Twenty of the UK’s largest pension providers and insurers are joining forces under a new initiative to channel billions into regional housing, infrastructure and business investment across the country.
The group, known as the Sterling 20, will be launched at the government’s first regional investment summit in Birmingham on Tuesday (21 October) as part of efforts to drive growth in every part of the UK.
Legal & General has committed £2bn by 2030, which it says will help deliver around 10,000 affordable homes and create 24,000 jobs.
Nest, representing around a third of the UK workforce, will invest £500m with Schroders Capital, with £100m earmarked for UK projects in the coming years.
Chancellor Rachel Reeves said: “This is about getting Britain building again, bringing our savings, our investors and our regions together to deliver the homes, infrastructure and industries that will drive growth and create good jobs in every corner of the country.

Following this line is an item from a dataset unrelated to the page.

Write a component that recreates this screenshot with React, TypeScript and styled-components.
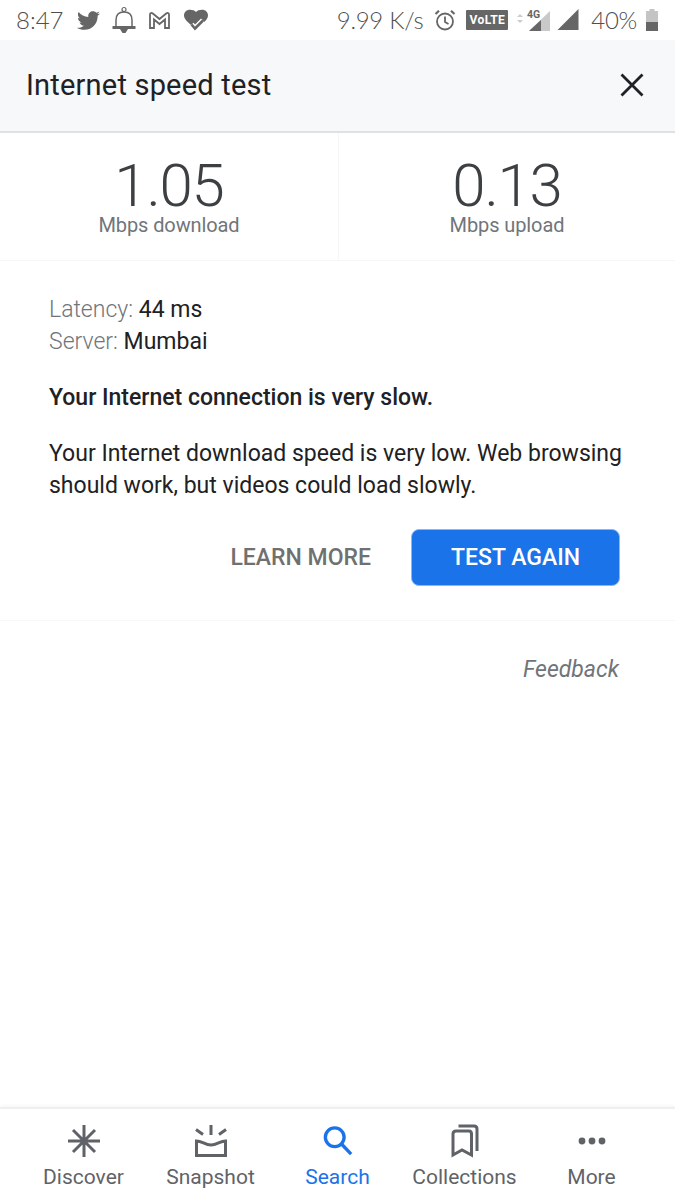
import React from "react";
import styled, { createGlobalStyle } from "styled-components";
import { FaTwitter } from "react-icons/fa";

const GlobalStyle = createGlobalStyle`
    html, body {
        margin: 0;
        padding: 0;
        background: #fff;
    }
    * {
        box-sizing: border-box;
    }
`;

const Page = styled.div`
    width: 675px;
    height: 1200px;
    display: flex;
    flex-direction: column;
    background: #fff;
    font-family: Roboto, "Liberation Sans", sans-serif;
    overflow: hidden;
`;

const StatusBar = styled.div`
    height: 40px;
    flex: none;
    display: flex;
    align-items: center;
    justify-content: space-between;
    padding: 0 17px 0 16px;
    color: #666;
`;

const StatusGroup = styled.div`
    display: flex;
    align-items: center;
`;

const Slot = styled.span<{ $left: number }>`
    display: flex;
    margin-left: ${(p) => p.$left}px;
`;

const StatusText = styled.span<{ $tight?: boolean }>`
    font-family: Lato, sans-serif;
    font-weight: 300;
    font-size: 24px;
    line-height: 40px;
    color: #4f4f4f;
    letter-spacing: ${(p) => (p.$tight ? "-0.3px" : "0")};
`;

const Header = styled.div`
    height: 93px;
    flex: none;
    display: flex;
    align-items: center;
    justify-content: space-between;
    padding: 0 31px 2px 26px;
    background: #f6f8fa;
    border-bottom: 2px solid #dfe1e5;
`;

const Title = styled.h1`
    margin: 0;
    font-size: 29px;
    font-weight: 400;
    color: #202124;
    letter-spacing: 0.2px;
`;

const CloseButton = styled.button`
    display: flex;
    padding: 0;
    border: none;
    background: none;
`;

const Stats = styled.div`
    height: 128px;
    flex: none;
    display: grid;
    grid-template-columns: 339px 1fr;
    border-bottom: 1px solid #f6f6f6;
`;

const Stat = styled.div`
    display: flex;
    flex-direction: column;
    align-items: center;
    padding-top: 26px;
    &:first-child {
        border-right: 1px solid #f6f6f6;
    }
`;

const StatValue = styled.div`
    font-size: 60px;
    line-height: 54px;
    font-weight: 300;
    color: #3c4043;
    letter-spacing: -1.2px;
`;

const StatLabel = styled.div`
    font-size: 20px;
    line-height: 24px;
    color: #70757a;
    letter-spacing: -0.1px;
`;

const Details = styled.div`
    padding: 33px 55px 34px 49px;
    border-bottom: 1px solid #f8f8f8;
`;

const InfoLine = styled.div`
    font-size: 23px;
    line-height: 32px;
    color: #202124;
`;

const InfoKey = styled.span`
    color: #70757a;
    font-weight: 300;
`;

const Verdict = styled.p`
    margin: 24px 0 0;
    font-size: 23px;
    line-height: 32px;
    font-weight: 500;
    color: #202124;
`;

const Description = styled.p`
    margin: 24px -6px 0 0;
    font-size: 23px;
    line-height: 32px;
    color: #202124;
`;

const Actions = styled.div`
    display: flex;
    justify-content: flex-end;
    align-items: center;
    gap: 40px;
    margin-top: 27px;
`;

const LearnMore = styled.span`
    font-size: 23px;
    font-weight: 500;
    color: #707070;
`;

const PrimaryButton = styled.button`
    width: 209px;
    height: 57px;
    border: 1px solid #8ab8f5;
    border-radius: 8px;
    background: #1a73e8;
    color: #fff;
    font-family: inherit;
    font-size: 23px;
    font-weight: 500;
`;

const FeedbackRow = styled.div`
    flex: 1;
    padding: 33px 56px 0 0;
    text-align: right;
    font-size: 23px;
    line-height: 32px;
    font-style: italic;
    color: #70757a;
`;

const BottomNav = styled.nav`
    height: 93px;
    flex: none;
    display: grid;
    grid-template-columns: repeat(5, 127px);
    padding: 14px 20px 0;
    border-top: 2px solid #efefef;
    box-shadow: 0 -2px 3px rgba(0, 0, 0, 0.03);
`;

const NavItem = styled.div<{ $active?: boolean }>`
    display: flex;
    flex-direction: column;
    align-items: center;
    color: ${(p) => (p.$active ? "#1a73e8" : "#5f6368")};
    font-size: 21px;
    line-height: 28px;
    white-space: nowrap;
`;

const NavIcon = styled.div`
    height: 36px;
    margin-bottom: 4px;
    display: flex;
    align-items: center;
    justify-content: center;
`;

const VolteBadge = styled.span`
    width: 42px;
    height: 20px;
    display: flex;
    align-items: center;
    justify-content: center;
    background: #666;
    border-radius: 1px;
    color: #fff;
    font-family: Roboto, sans-serif;
    font-size: 12px;
    font-weight: 700;
    letter-spacing: 0.4px;
`;

const Bell = () => (
    <svg width="24" height="28" viewBox="0 0 24 28" fill="none" stroke="#666" strokeWidth="1.500">
        <path d="M4 20V14C4 9 7 6 12 6C17 6 20 9 20 14V20" />
        <circle cx="12" cy="3.500" r="2" strokeWidth="1.200" />
        <path d="M0.500 21.500H23.500" strokeWidth="3" />
        <path d="M8 23H16L13.500 27H10.500Z" fill="#666" stroke="none" />
    </svg>
);

const GmailMark = () => (
    <svg width="21" height="17" viewBox="0 0 21 17" fill="none" stroke="#666" strokeWidth="1.800">
        <path d="M1 16V2.500C1 1 2.500 0.500 3.800 1.500L10.500 7L17.200 1.500C18.500 0.500 20 1 20 2.500V16H16V7.500L10.500 12L5 7.500V16Z" />
    </svg>
);

const HeartCheck = () => (
    <svg width="24" height="23" viewBox="0 0 24 23">
        <path d="M12 3C9 -0.500 0 -0.500 0 6.500C0 11 6 15 12 20C18 15 24 11 24 6.500C24 -0.500 15 -0.500 12 3Z" fill="#666" />
        <path d="M7.500 15.500L11 19.500L19 11.500" fill="none" stroke="#fff" strokeWidth="5.500" />
        <path d="M7.500 15.500L11 19.500L19 11.500" fill="none" stroke="#666" strokeWidth="2.600" />
    </svg>
);

const Alarm = () => (
    <svg width="22" height="22" viewBox="0 0 22 22" fill="none" stroke="#666" strokeWidth="1.800">
        <circle cx="11" cy="12.500" r="8" />
        <path d="M11 7.500V13L14.500 15" />
        <path d="M1.500 5L5 1.800M20.500 5L17 1.800" strokeWidth="2.200" />
    </svg>
);

const SignalWithData = () => (
    <svg width="34" height="24" viewBox="0 0 34 24">
        <path d="M0 9L3 6L6 9ZM0 12L3 15L6 12Z" fill="#ccc" />
        <text x="10" y="10" fontSize="10.500" fontWeight="700" fontFamily="Roboto, sans-serif" fill="#666">4G</text>
        <path d="M33 3V23H12Z" fill="#c9c9c9" />
        <path d="M24 12V23H12Z" fill="#666" />
    </svg>
);

const Signal = () => (
    <svg width="22" height="22" viewBox="0 0 22 22">
        <path d="M21.500 0V21H0.500Z" fill="#666" />
    </svg>
);

const Battery = () => (
    <svg width="12" height="22" viewBox="0 0 12 22">
        <path d="M3.500 0H8.500V2H12V22H0V2H3.500Z" fill="#c4c4c4" />
        <rect y="13" width="12" height="9" fill="#666" />
    </svg>
);

const CloseIcon = () => (
    <svg width="24" height="24" viewBox="0 0 24 24" fill="none" stroke="#202124" strokeWidth="2.800">
        <path d="M1.500 1.500L22.500 22.500M22.500 1.500L1.500 22.500" />
    </svg>
);

const DiscoverIcon = () => (
    <svg width="34" height="34" viewBox="0 0 34 34" stroke="#5f6368" strokeWidth="3" fill="none">
        <path d="M17 1V33M1 17H33M6 6L28 28M28 6L6 28" />
    </svg>
);

const SnapshotIcon = () => (
    <svg width="34" height="34" viewBox="0 0 34 34" fill="none" stroke="#5f6368" strokeWidth="3">
        <path d="M17 1V11M2 5.500L9 10.500M32 5.500L25 10.500" />
        <path d="M2.500 17C8 17 11 21 17 21C23 21 26 17 31.500 17V31.500H2.500Z" />
    </svg>
);

const SearchIcon = () => (
    <svg width="30" height="32" viewBox="0 0 32 34" fill="none" stroke="#1a73e8" strokeWidth="3.600">
        <circle cx="12.500" cy="13" r="10" />
        <path d="M20 20.500L30 31" />
    </svg>
);

const CollectionsIcon = () => (
    <svg width="28" height="34" viewBox="0 0 28 34" fill="none" stroke="#5f6368" strokeWidth="3">
        <path d="M2 10C2 8 3 7 5 7H18C20 7 20.500 8 20.500 10V31L11 26L2 31Z" />
        <path d="M7.500 2H23C25 2 26 3 26 5V27" />
    </svg>
);

const MoreIcon = () => (
    <svg width="28" height="8" viewBox="0 0 28 8" fill="#5f6368">
        <circle cx="4" cy="4" r="3.400" />
        <circle cx="14" cy="4" r="3.400" />
        <circle cx="24" cy="4" r="3.400" />
    </svg>
);

const navItems = [
    { label: "Discover", icon: <DiscoverIcon /> },
    { label: "Snapshot", icon: <SnapshotIcon /> },
    { label: "Search", icon: <SearchIcon />, active: true },
    { label: "Collections", icon: <CollectionsIcon /> },
    { label: "More", icon: <MoreIcon /> },
];

export default function App() {
    return (
        <Page>
            <GlobalStyle />
            <StatusBar>
                <StatusGroup>
                    <StatusText>8:47</StatusText>
                    <Slot $left={13}><FaTwitter size={23} color="#666" /></Slot>
                    <Slot $left={12}><Bell /></Slot>
                    <Slot $left={13}><GmailMark /></Slot>
                    <Slot $left={14}><HeartCheck /></Slot>
                </StatusGroup>
                <StatusGroup>
                    <StatusText $tight>9.99 K/s</StatusText>
                    <Slot $left={11}><Alarm /></Slot>
                    <Slot $left={10}><VolteBadge>VoLTE</VolteBadge></Slot>
                    <Slot $left={9}><SignalWithData /></Slot>
                    <Slot $left={6}><Signal /></Slot>
                    <Slot $left={12}><StatusText $tight>40%</StatusText></Slot>
                    <Slot $left={9}><Battery /></Slot>
                </StatusGroup>
            </StatusBar>
            <Header>
                <Title>Internet speed test</Title>
                <CloseButton>
                    <CloseIcon />
                </CloseButton>
            </Header>
            <Stats>
                <Stat>
                    <StatValue>1.05</StatValue>
                    <StatLabel>Mbps download</StatLabel>
                </Stat>
                <Stat>
                    <StatValue>0.13</StatValue>
                    <StatLabel>Mbps upload</StatLabel>
                </Stat>
            </Stats>
            <Details>
                <InfoLine>
                    <InfoKey>Latency:</InfoKey> 44 ms
                </InfoLine>
                <InfoLine>
                    <InfoKey>Server:</InfoKey> Mumbai
                </InfoLine>
                <Verdict>Your Internet connection is very slow.</Verdict>
                <Description>
                    Your Internet download speed is very low. Web browsing should work, but videos could load slowly.
                </Description>
                <Actions>
                    <LearnMore>LEARN MORE</LearnMore>
                    <PrimaryButton>TEST AGAIN</PrimaryButton>
                </Actions>
            </Details>
            <FeedbackRow>Feedback</FeedbackRow>
            <BottomNav>
                {navItems.map((item) => (
                    <NavItem key={item.label} $active={item.active}>
                        <NavIcon>{item.icon}</NavIcon>
                        {item.label}
                    </NavItem>
                ))}
            </BottomNav>
        </Page>
    );
}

“When our pension funds invest in Britain, everyone benefits. Sterling 20 shows what can be achieved when we all pull in the same direction to build a stronger economy that rewards working people.”
L&G Group CEO António Simões said the firm’s commitment would help unlock investment in productive assets nationwide.

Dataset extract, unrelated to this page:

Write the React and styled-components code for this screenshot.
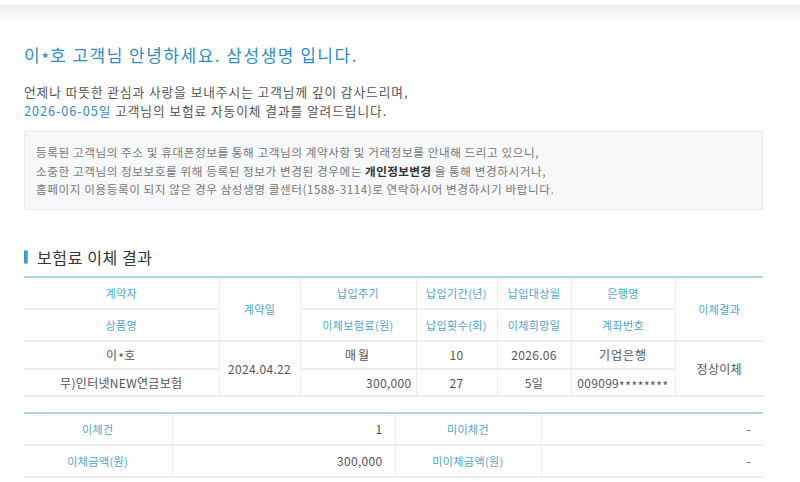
import React from 'react';
import styled, { createGlobalStyle } from 'styled-components';

const GlobalStyle = createGlobalStyle`
  html, body {
    margin: 0;
    padding: 0;
    background: #fff;
  }
  body {
    font-family: "Noto Sans CJK KR", "Noto Sans", "Liberation Sans", sans-serif;
    color: #555;
  }
`;

const TopShade = styled.div`
  height: 25px;
  background: linear-gradient(to bottom, #fff 0, #fff 5px, #eceeed 5px, #fff 25px);
`;

const Page = styled.div`
  padding: 0 37px 0 24px;
`;

const Greeting = styled.h1`
  margin: 18px 0 0;
  font-size: 17px;
  line-height: 24px;
  font-weight: 400;
  letter-spacing: 1.5px;
  color: #2b8dc6;
`;

const Intro = styled.p`
  margin: 15px 0 0;
  font-size: 12.7px;
  line-height: 19px;
  letter-spacing: 0.95px;
  color: #555;
`;

const Accent = styled.span`
  color: #2b8dc6;
`;

const Star = styled.span`
  line-height: 0;
  vertical-align: -0.25em;
  letter-spacing: 0.05em;
`;

const InfoBox = styled.div`
  margin-top: 11px;
  padding: 11px 11px 10px;
  background: #f7f8fa;
  border: 1px solid #e9ebee;
  font-size: 11.6px;
  line-height: 18.5px;
  letter-spacing: 0.58px;
  color: #777;
`;

const Strong = styled.b`
  color: #333;
  font-weight: 700;
  letter-spacing: 0.4px;
`;

const SectionTitle = styled.h2`
  display: flex;
  align-items: center;
  gap: 9px;
  margin: 35px 0 0;
  font-size: 16px;
  line-height: 24px;
  font-weight: 400;
  letter-spacing: 0.6px;
  color: #333;

  &::before {
    content: '';
    width: 4px;
    height: 14px;
    border-radius: 2px;
    background: linear-gradient(to right, #2f8fc2, #5ab4dc);
  }
`;

const Table = styled.table`
  width: 739px;
  margin-top: ${p => p.$gap}px;
  border-collapse: collapse;
  table-layout: fixed;
  border-top: 2px solid #a9d7e8;
  border-bottom: 2px solid #ededed;
`;

const Row = styled.tr`
  height: ${p => p.$h}px;
`;

const Cell = styled.td`
  padding: 0 ${p => (p.$right ? '12px' : '2px')} 0 2px;
  border-left: 1px solid #ececec;
  border-bottom: 2px solid #ededed;
  text-align: ${p => (p.$right ? 'right' : 'center')};
  font-size: ${p => (p.$head ? '11px' : '12px')};
  color: ${p => (p.$head ? '#4aa5d2' : '#555')};
  white-space: nowrap;
  letter-spacing: ${p => p.$spaced || (p.$head ? '0.4px' : '0.3px')};

  &:first-child {
    border-left: none;
  }
`;

const widths1 = [195, 81, 116, 81, 74, 104, 88];
const widths2 = [148, 223, 146, 222];

const Cols = ({ widths }) => (
  <colgroup>
    {widths.map((w, i) => (
      <col key={i} style={{ width: w }} />
    ))}
  </colgroup>
);

const Masked = ({ n }) => <Star>{'*'.repeat(n)}</Star>;

export default function App() {
  return (
    <>
      <GlobalStyle />
      <TopShade />
      <Page>
        <Greeting>이<Masked n={1} />호 고객님 안녕하세요. 삼성생명 입니다.</Greeting>
        <Intro>
          언제나 따뜻한 관심과 사랑을 보내주시는 고객님께 깊이 감사드리며,
          <br />
          <Accent>2026-06-05일</Accent> 고객님의 보험료 자동이체 결과를 알려드립니다.
        </Intro>
        <InfoBox>
          등록된 고객님의 주소 및 휴대폰정보를 통해 고객님의 계약사항 및 거래정보를 안내해 드리고 있으니,
          <br />
          소중한 고객님의 정보보호를 위해 등록된 정보가 변경된 경우에는 <Strong>개인정보변경</Strong> 을 통해 변경하시거나,
          <br />
          홈페이지 이용등록이 되지 않은 경우 삼성생명 콜센터(1588-3114)로 연락하시어 변경하시기 바랍니다.
        </InfoBox>

        <SectionTitle>보험료 이체 결과</SectionTitle>
        <Table $gap={7}>
          <Cols widths={widths1} />
          <tbody>
            <Row $h={32}>
              <Cell $head>계약자</Cell>
              <Cell $head rowSpan={2}>계약일</Cell>
              <Cell $head>납입주기</Cell>
              <Cell $head>납입기간(년)</Cell>
              <Cell $head>납입대상월</Cell>
              <Cell $head>은행명</Cell>
              <Cell $head rowSpan={2}>이체결과</Cell>
            </Row>
            <Row $h={32}>
              <Cell $head>상품명</Cell>
              <Cell $head>이체보험료(원)</Cell>
              <Cell $head>납입횟수(회)</Cell>
              <Cell $head>이체희망일</Cell>
              <Cell $head>계좌번호</Cell>
            </Row>
            <Row $h={28}>
              <Cell $spaced="1px">이<Masked n={1} />호</Cell>
              <Cell rowSpan={2}>2024.04.22</Cell>
              <Cell $spaced="2px">매월</Cell>
              <Cell>10</Cell>
              <Cell>2026.06</Cell>
              <Cell $spaced="1px">기업은행</Cell>
              <Cell rowSpan={2}>정상이체</Cell>
            </Row>
            <Row $h={27}>
              <Cell>무)인터넷NEW연금보험</Cell>
              <Cell $right style={{ paddingRight: 4 }}>300,000</Cell>
              <Cell>27</Cell>
              <Cell>5일</Cell>
              <Cell>009099<Masked n={8} /></Cell>
            </Row>
          </tbody>
        </Table>

        <Table $gap={15}>
          <Cols widths={widths2} />
          <tbody>
            <Row $h={32}>
              <Cell $head>이체건</Cell>
              <Cell $right>1</Cell>
              <Cell $head>미이체건</Cell>
              <Cell $right>-</Cell>
            </Row>
            <Row $h={32}>
              <Cell $head>이체금액(원)</Cell>
              <Cell $right>300,000</Cell>
              <Cell $head>미이체금액(원)</Cell>
              <Cell $right>-</Cell>
            </Row>
          </tbody>
        </Table>
      </Page>
    </>
  );
}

“As a long-term investor in the UK economy, L&G has a proud history of using pension capital to develop assets that deliver strong returns and lasting social impact,” he said.

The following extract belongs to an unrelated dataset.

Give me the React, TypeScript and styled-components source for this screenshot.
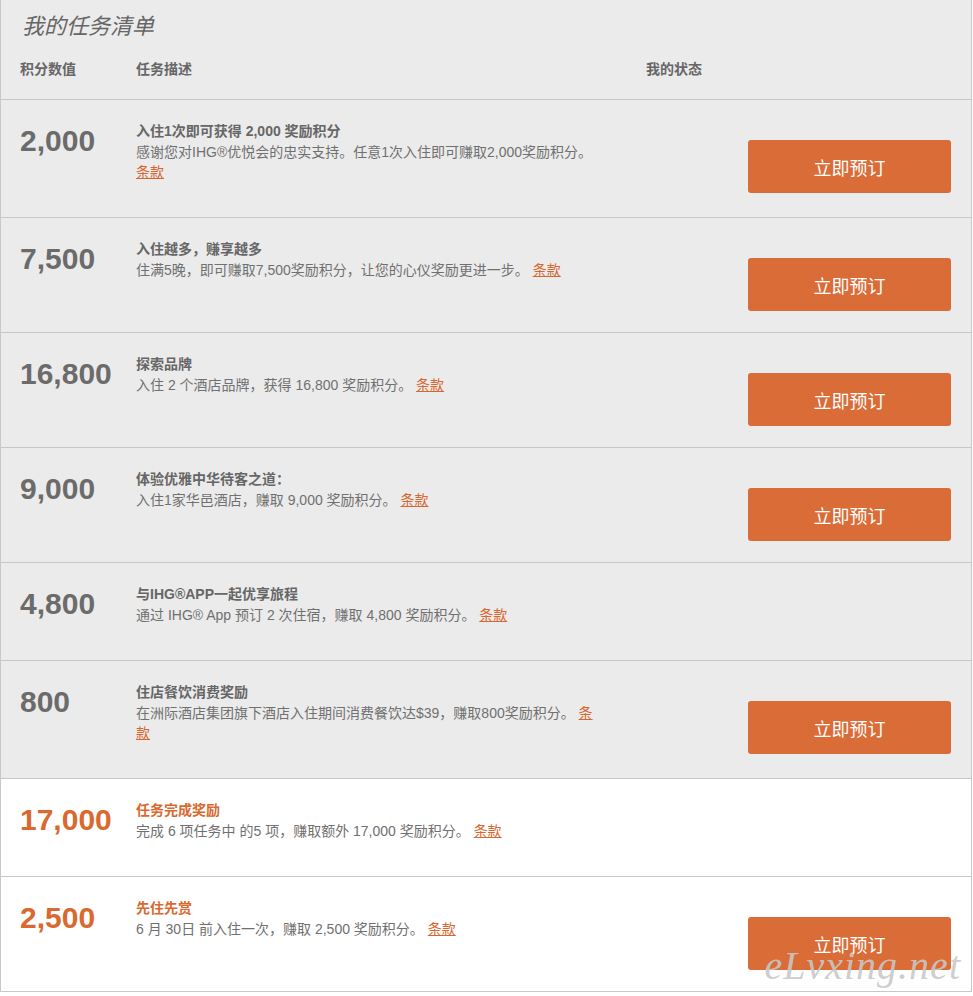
import React from "react";
import styled, { createGlobalStyle } from "styled-components";

const Global = createGlobalStyle`
  html, body { margin: 0; padding: 0; background: #ffffff; }
  body { font-family: "Liberation Sans", "Noto Sans CJK SC", sans-serif; }
`;

const Panel = styled.div`
  width: 972px;
  box-sizing: border-box;
  border-left: 1px solid #c8c8c8;
  border-right: 1px solid #c8c8c8;
  border-bottom: 1px solid #c8c8c8;
`;

const Header = styled.div`
  background: #ebebeb;
  padding: 12px 19px 20px 19px;
`;

const Title = styled.h2`
  margin: 0 0 17px 2px;
  font-size: 22px;
  line-height: 30px;
  font-weight: normal;
  font-style: italic;
  color: #666;
`;

const HeadRow = styled.div`
  display: grid;
  grid-template-columns: 116px 510px 1fr;
`;

const HeadCell = styled.div`
  font-size: 14px;
  line-height: 20px;
  font-weight: bold;
  color: #666;
`;

const Row = styled.div<{ $white?: boolean }>`
  display: grid;
  grid-template-columns: 116px 466px 1fr;
  align-items: start;
  border-top: 1px solid #c8c8c8;
  background: ${(p) => (p.$white ? "#ffffff" : "#ebebeb")};
  padding: 21px 20px 21px 19px;
  position: relative;
`;

const Points = styled.div<{ $accent?: boolean }>`
  font-family: "Liberation Sans", Arial, sans-serif;
  font-size: 30px;
  line-height: 40px;
  font-weight: bold;
  color: ${(p) => (p.$accent ? "#d9692f" : "#6b6b6b")};
`;

const Desc = styled.div`
  padding-bottom: 14px;
`;

const TaskTitle = styled.div<{ $accent?: boolean }>`
  font-size: 14px;
  line-height: 21px;
  font-weight: bold;
  color: ${(p) => (p.$accent ? "#d9692f" : "#666")};
`;

const TaskText = styled.p`
  margin: 0;
  font-size: 14px;
  line-height: 20px;
  color: #707070;
`;

const Terms = styled.a`
  color: #d9652f;
  text-decoration: underline;
  cursor: pointer;
`;

const Status = styled.div`
  display: flex;
  justify-content: flex-end;
`;

const BookButton = styled.button`
  margin-top: 19px;
  width: 203px;
  height: 53px;
  border: none;
  border-radius: 3px;
  background: #da6c37;
  color: #ffffff;
  font-family: "Liberation Sans", "Noto Sans CJK SC", sans-serif;
  font-size: 18px;
  cursor: pointer;
`;

const Watermark = styled.div`
  position: absolute;
  right: 10px;
  bottom: 2px;
  font-family: "Liberation Serif", serif;
  font-style: italic;
  font-size: 40px;
  letter-spacing: 1px;
  color: rgba(200, 200, 200, 0.9);
  pointer-events: none;
  white-space: nowrap;
`;

type Task = {
  points: string;
  title: string;
  text: string;
  button: boolean;
  accent?: boolean;
};

const tasks: Task[] = [
  {
    points: "2,000",
    title: "入住1次即可获得 2,000 奖励积分",
    text: "感谢您对IHG®优悦会的忠实支持。任意1次入住即可赚取2,000奖励积分。",
    button: true,
  },
  {
    points: "7,500",
    title: "入住越多，赚享越多",
    text: "住满5晚，即可赚取7,500奖励积分，让您的心仪奖励更进一步。",
    button: true,
  },
  {
    points: "16,800",
    title: "探索品牌",
    text: "入住 2 个酒店品牌，获得 16,800 奖励积分。",
    button: true,
  },
  {
    points: "9,000",
    title: "体验优雅中华待客之道：",
    text: "入住1家华邑酒店，赚取 9,000 奖励积分。",
    button: true,
  },
  {
    points: "4,800",
    title: "与IHG®APP一起优享旅程",
    text: "通过 IHG® App 预订 2 次住宿，赚取 4,800 奖励积分。",
    button: false,
  },
  {
    points: "800",
    title: "住店餐饮消费奖励",
    text: "在洲际酒店集团旗下酒店入住期间消费餐饮达$39，赚取800奖励积分。",
    button: true,
  },
  {
    points: "17,000",
    title: "任务完成奖励",
    text: "完成 6 项任务中 的5 项，赚取额外 17,000 奖励积分。",
    button: false,
    accent: true,
  },
  {
    points: "2,500",
    title: "先住先赏",
    text: "6 月 30日 前入住一次，赚取 2,500 奖励积分。",
    button: true,
    accent: true,
  },
];

export default function App() {
  return (
    <>
      <Global />
      <Panel>
        <Header>
          <Title>我的任务清单</Title>
          <HeadRow>
            <HeadCell>积分数值</HeadCell>
            <HeadCell>任务描述</HeadCell>
            <HeadCell>我的状态</HeadCell>
          </HeadRow>
        </Header>
        {tasks.map((t, i) => (
          <Row key={i} $white={t.accent}>
            <Points $accent={t.accent}>{t.points}</Points>
            <Desc>
              <TaskTitle $accent={t.accent}>{t.title}</TaskTitle>
              <TaskText>
                {t.text} <Terms>条款</Terms>
              </TaskText>
            </Desc>
            <Status>{t.button && <BookButton>立即预订</BookButton>}</Status>
            {i === tasks.length - 1 && <Watermark>eLvxing.net</Watermark>}
          </Row>
        ))}
      </Panel>
    </>
  );
}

Aviva Group CEO Amanda Blanc added: “We are proud to back the Mansion House Accord, a powerful example of industry and government working together to boost UK investment, deliver better returns for savers and support economic growth.”
Phoenix Group CEO Andy Briggs said the Sterling 20 would help “unlock billions in long-term investment to support communities, build critical regional infrastructure and fuel innovation across the UK.”
ABI director general Hannah Gurga described the Sterling 20 as “a bold step” that demonstrates the power of collaboration in driving both economic growth and better outcomes for savers.”